İlk haftamda hastaneye giderken elbise giydim, denedim ne olacak diye, kan alma hemşiresi bana “serseri misin sen” dedi, “seni görünce içimiz bi hoş oldu” dedi. Ben böyle pat diye serseri lafını hiç beklemiyordum, hazırlıksız yakalanınca iyice aptallaştım, bir yandan kan vermek için dövmesiz kolumu uzatmaya çalışıyorum, “legal alien”lığım hepten ayyuka çıkmasın diye, bir yandan da öyle bir kolum olmadığı için işim zor; “dün kalın kapalı kışlık giyindim, ayağım pişti, hava çok sıcak, böyle şubat mı olur” gibi manasız savunma cümleleri sıraladım. Güzelce bir cevap veremedim diye içime çok dert oldu. Akşamları yatıyorum yatağıma, hemşire ablaya laflar sıralıyorum içimden, “istediğimi giyerim, kimmiş serseri, Türkiye laiktir, ne demek serseri” diye sayıklıyorum, öyle biraz rahatlıyorum.
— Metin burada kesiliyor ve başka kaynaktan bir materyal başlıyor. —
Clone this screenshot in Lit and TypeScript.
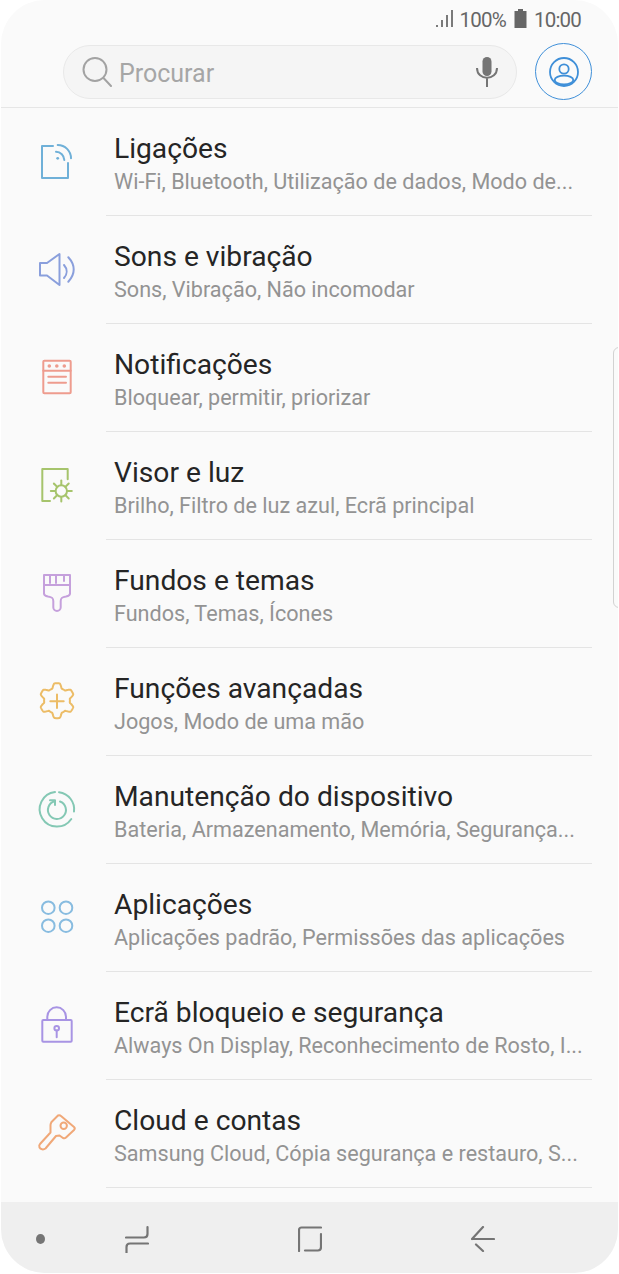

Taşrada hayat çok ucuz. Konya tren garına arabayı bırakıyorum, 24 saat 5 lira. Aynısını Ankara’da yapınca 25 lira. Dürüm çiğ köfte 1,5 lira. Ankara’da 2,5-5 arası değişiyor. Zaten benim dışarıyla işim de en çok bu ikisi. Soya sütü henüz bulamadım, vegan peynir, vegan yoğurt gibi şeyleri internetten siparişle temin mümkün. Zaten Ankara da bir vegan cenneti değildi, çok yabancılık çekmiyorum. 


Ankara tren garı otopark tarifesi  

Konya tren garı otopark tarifesi

























Son olarak apartmandaki kapıcımızı anlatmak isterim size. Melek bey, Melek efendi veyahut Melek amca. Evet adamın adı Melek. Şimdi ben bu evi tutalı beş ay oldu, güvenlik soruşturması uzayınca taşınamadım bir türlü. Beş ay önce ilk tanıştığımızda Melek efendi hemen Meram tıp’ta çalışacağımı öğrendi, bana diyor ki “benim de gözümde lazerle damar yakılacak senin hastanede.” Anacım ben hastanenin yolunu bilmiyorum daha, senin işini nasıl halledeyim. Ayrıca sevmiyorum eş dost işi halletmeyi hastanede. Neyse bir şekilde savuşturdum o sefer.  Beş ay geçti, geldim temelli taşınıp, diyor ki “göze bakamam diyordun, omzumda kas yırttım, tam senlik.” Türk sit-com’u tadında Melek efendi’nin ayıp olmasa fotoğrafını da çeker koyardım buraya, ama ayıp olur. Hayal gücünüzle idare edin. 

Yolunuz düşerse beklerim demiştim, hala daha bekliyorum, daha da bekleyecek gibiyim.